◆ Work to complete ◆
The data must be written out once more, precisely as given.
** START OF Data provided **
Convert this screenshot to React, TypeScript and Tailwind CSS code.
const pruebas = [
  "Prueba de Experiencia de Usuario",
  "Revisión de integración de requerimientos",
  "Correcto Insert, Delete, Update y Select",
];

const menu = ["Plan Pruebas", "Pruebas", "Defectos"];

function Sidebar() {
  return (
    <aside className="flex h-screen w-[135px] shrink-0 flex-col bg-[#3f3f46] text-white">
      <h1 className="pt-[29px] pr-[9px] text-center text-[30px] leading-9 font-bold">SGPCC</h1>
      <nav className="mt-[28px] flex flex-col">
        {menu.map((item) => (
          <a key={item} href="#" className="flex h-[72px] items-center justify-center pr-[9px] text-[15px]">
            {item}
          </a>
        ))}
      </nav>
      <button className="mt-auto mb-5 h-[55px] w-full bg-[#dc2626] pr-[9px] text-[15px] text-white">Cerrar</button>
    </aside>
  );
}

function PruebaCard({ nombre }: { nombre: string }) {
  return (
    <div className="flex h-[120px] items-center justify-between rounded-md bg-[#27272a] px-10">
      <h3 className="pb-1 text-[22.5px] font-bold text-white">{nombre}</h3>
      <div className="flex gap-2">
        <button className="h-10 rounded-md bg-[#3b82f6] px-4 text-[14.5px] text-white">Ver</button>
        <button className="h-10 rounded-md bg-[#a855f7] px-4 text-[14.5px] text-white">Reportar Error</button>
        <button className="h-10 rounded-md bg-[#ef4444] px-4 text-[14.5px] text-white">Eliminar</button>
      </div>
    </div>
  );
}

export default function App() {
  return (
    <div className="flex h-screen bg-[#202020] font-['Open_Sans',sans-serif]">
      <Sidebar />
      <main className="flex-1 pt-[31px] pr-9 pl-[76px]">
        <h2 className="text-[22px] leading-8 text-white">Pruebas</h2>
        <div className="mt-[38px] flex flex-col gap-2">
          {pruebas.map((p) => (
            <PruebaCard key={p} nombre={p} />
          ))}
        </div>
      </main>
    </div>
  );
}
** END OF Data provided **
◆ Response to this task ◆
Convert this screenshot to React, TypeScript and Tailwind CSS code.
const pruebas = [
  "Prueba de Experiencia de Usuario",
  "Revisión de integración de requerimientos",
  "Correcto Insert, Delete, Update y Select",
];

const menu = ["Plan Pruebas", "Pruebas", "Defectos"];

function Sidebar() {
  return (
    <aside className="flex h-screen w-[135px] shrink-0 flex-col bg-[#3f3f46] text-white">
      <h1 className="pt-[29px] pr-[9px] text-center text-[30px] leading-9 font-bold">SGPCC</h1>
      <nav className="mt-[28px] flex flex-col">
        {menu.map((item) => (
          <a key={item} href="#" className="flex h-[72px] items-center justify-center pr-[9px] text-[15px]">
            {item}
          </a>
        ))}
      </nav>
      <button className="mt-auto mb-5 h-[55px] w-full bg-[#dc2626] pr-[9px] text-[15px] text-white">Cerrar</button>
    </aside>
  );
}

function PruebaCard({ nombre }: { nombre: string }) {
  return (
    <div className="flex h-[120px] items-center justify-between rounded-md bg-[#27272a] px-10">
      <h3 className="pb-1 text-[22.5px] font-bold text-white">{nombre}</h3>
      <div className="flex gap-2">
        <button className="h-10 rounded-md bg-[#3b82f6] px-4 text-[14.5px] text-white">Ver</button>
        <button className="h-10 rounded-md bg-[#a855f7] px-4 text-[14.5px] text-white">Reportar Error</button>
        <button className="h-10 rounded-md bg-[#ef4444] px-4 text-[14.5px] text-white">Eliminar</button>
      </div>
    </div>
  );
}

export default function App() {
  return (
    <div className="flex h-screen bg-[#202020] font-['Open_Sans',sans-serif]">
      <Sidebar />
      <main className="flex-1 pt-[31px] pr-9 pl-[76px]">
        <h2 className="text-[22px] leading-8 text-white">Pruebas</h2>
        <div className="mt-[38px] flex flex-col gap-2">
          {pruebas.map((p) => (
            <PruebaCard key={p} nombre={p} />
          ))}
        </div>
      </main>
    </div>
  );
}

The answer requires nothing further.